Set problem:
Transcribe all of the material exactly, except for its pictures.

Dataset extract:
========================================
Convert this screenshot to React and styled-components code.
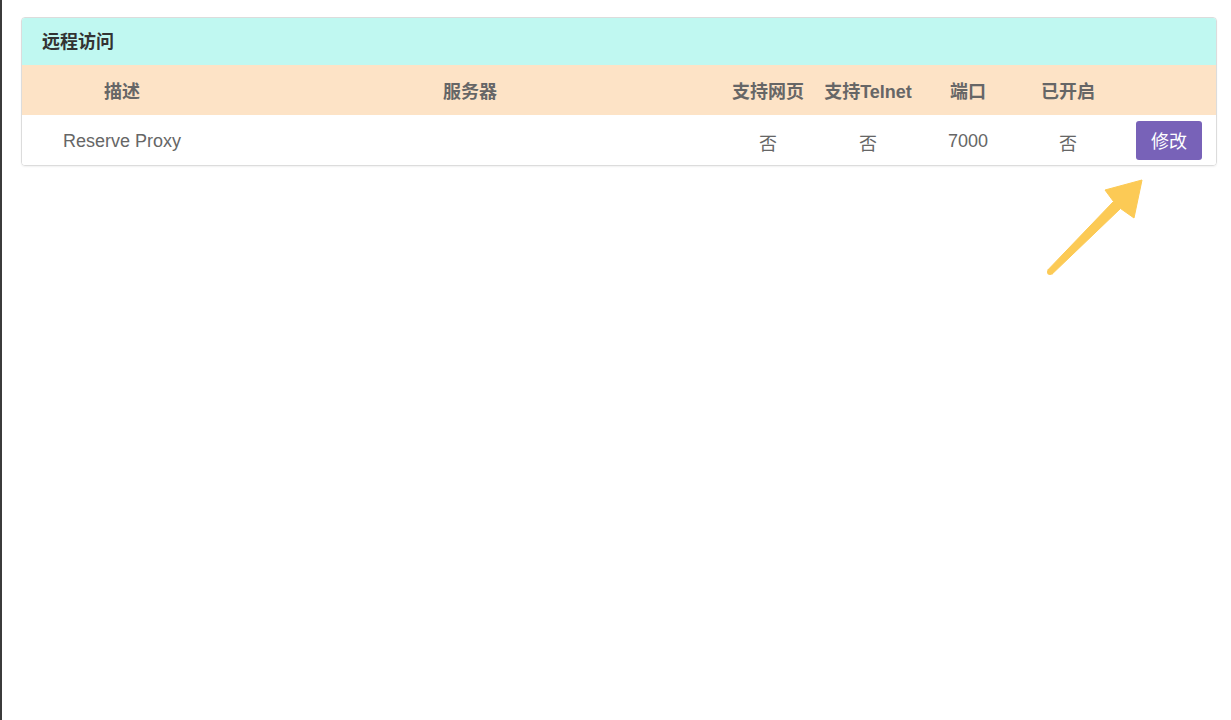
import styled, { createGlobalStyle } from "styled-components"

const Global = createGlobalStyle`
  html, body { margin: 0; padding: 0; background: #fff; }
  body {
    font-family: "Liberation Sans", "Noto Sans CJK SC", sans-serif;
    font-size: 18px;
  }
`

const Page = styled.div`
  position: relative;
  min-height: 100vh;
  box-sizing: border-box;
  border-left: 2px solid #3b3b3b;
  padding: 17px 14px 0 19px;
`

const Panel = styled.section`
  border: 1px solid #dcdcdc;
  border-radius: 4px;
  overflow: hidden;
  box-shadow: 0 1px 2px rgba(0,0,0,0.06);
`

const Title = styled.h3`
  margin: 0;
  height: 47px;
  box-sizing: border-box;
  padding: 0 0 3px 20px;
  display: flex;
  align-items: center;
  background: #c0f8f1;
  color: #333;
  font-size: 18px;
  font-weight: bold;
`

const Row = styled.div`
  display: grid;
  grid-template-columns: 200px 1fr 100px 100px 100px 100px 98px;
  align-items: center;
  height: 50px;
  box-sizing: border-box;
  padding-top: ${props => props.head ? "0" : "3px"};
  background: ${props => props.head ? "#fde3c6" : "#fff"};
  color: #666;
  font-weight: ${props => props.head ? "bold" : "normal"};
`

const Cell = styled.div`
  text-align: center;
  white-space: nowrap;
`

const EditButton = styled.button`
  justify-self: center;
  margin: -3px 0 0 4px;
  width: 66px;
  height: 39px;
  border: none;
  border-radius: 3px;
  background: #7862b8;
  color: #fff;
  font-family: inherit;
  font-size: 18px;
  cursor: pointer;
`

const Arrow = styled.svg`
  position: absolute;
  left: 1040px;
  top: 170px;
`

const columns = ["描述", "服务器", "支持网页", "支持Telnet", "端口", "已开启", ""]

export default function App() {
  const row = { name: "Reserve Proxy", server: "", web: "否", telnet: "否", port: 7000, enabled: "否" }

  return (
    <>
      <Global />
      <Page>
        <Panel>
          <Title>远程访问</Title>
          <Row head>
            {columns.map((c, i) => <Cell key={i}>{c}</Cell>)}
          </Row>
          <Row>
            <Cell>{row.name}</Cell>
            <Cell>{row.server}</Cell>
            <Cell>{row.web}</Cell>
            <Cell>{row.telnet}</Cell>
            <Cell>{row.port}</Cell>
            <Cell>{row.enabled}</Cell>
            <EditButton>修改</EditButton>
          </Row>
        </Panel>
        <Arrow width="110" height="110" viewBox="0 0 110 110">
          <circle cx="8" cy="102" r="3" fill="#fcca55" />
          <polygon
            points="5.9,99.9 71.5,31.5 63,20 100,10 92,48 78.5,38.5 10.1,104.1"
            fill="#fcca55"
            stroke="#fcca55"
            strokeWidth="1"
            strokeLinejoin="round"
          />
        </Arrow>
      </Page>
    </>
  )
}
========================================
Output below:
Convert this screenshot to React and styled-components code.
import styled, { createGlobalStyle } from "styled-components"

const Global = createGlobalStyle`
  html, body { margin: 0; padding: 0; background: #fff; }
  body {
    font-family: "Liberation Sans", "Noto Sans CJK SC", sans-serif;
    font-size: 18px;
  }
`

const Page = styled.div`
  position: relative;
  min-height: 100vh;
  box-sizing: border-box;
  border-left: 2px solid #3b3b3b;
  padding: 17px 14px 0 19px;
`

const Panel = styled.section`
  border: 1px solid #dcdcdc;
  border-radius: 4px;
  overflow: hidden;
  box-shadow: 0 1px 2px rgba(0,0,0,0.06);
`

const Title = styled.h3`
  margin: 0;
  height: 47px;
  box-sizing: border-box;
  padding: 0 0 3px 20px;
  display: flex;
  align-items: center;
  background: #c0f8f1;
  color: #333;
  font-size: 18px;
  font-weight: bold;
`

const Row = styled.div`
  display: grid;
  grid-template-columns: 200px 1fr 100px 100px 100px 100px 98px;
  align-items: center;
  height: 50px;
  box-sizing: border-box;
  padding-top: ${props => props.head ? "0" : "3px"};
  background: ${props => props.head ? "#fde3c6" : "#fff"};
  color: #666;
  font-weight: ${props => props.head ? "bold" : "normal"};
`

const Cell = styled.div`
  text-align: center;
  white-space: nowrap;
`

const EditButton = styled.button`
  justify-self: center;
  margin: -3px 0 0 4px;
  width: 66px;
  height: 39px;
  border: none;
  border-radius: 3px;
  background: #7862b8;
  color: #fff;
  font-family: inherit;
  font-size: 18px;
  cursor: pointer;
`

const Arrow = styled.svg`
  position: absolute;
  left: 1040px;
  top: 170px;
`

const columns = ["描述", "服务器", "支持网页", "支持Telnet", "端口", "已开启", ""]

export default function App() {
  const row = { name: "Reserve Proxy", server: "", web: "否", telnet: "否", port: 7000, enabled: "否" }

  return (
    <>
      <Global />
      <Page>
        <Panel>
          <Title>远程访问</Title>
          <Row head>
            {columns.map((c, i) => <Cell key={i}>{c}</Cell>)}
          </Row>
          <Row>
            <Cell>{row.name}</Cell>
            <Cell>{row.server}</Cell>
            <Cell>{row.web}</Cell>
            <Cell>{row.telnet}</Cell>
            <Cell>{row.port}</Cell>
            <Cell>{row.enabled}</Cell>
            <EditButton>修改</EditButton>
          </Row>
        </Panel>
        <Arrow width="110" height="110" viewBox="0 0 110 110">
          <circle cx="8" cy="102" r="3" fill="#fcca55" />
          <polygon
            points="5.9,99.9 71.5,31.5 63,20 100,10 92,48 78.5,38.5 10.1,104.1"
            fill="#fcca55"
            stroke="#fcca55"
            strokeWidth="1"
            strokeLinejoin="round"
          />
        </Arrow>
      </Page>
    </>
  )
}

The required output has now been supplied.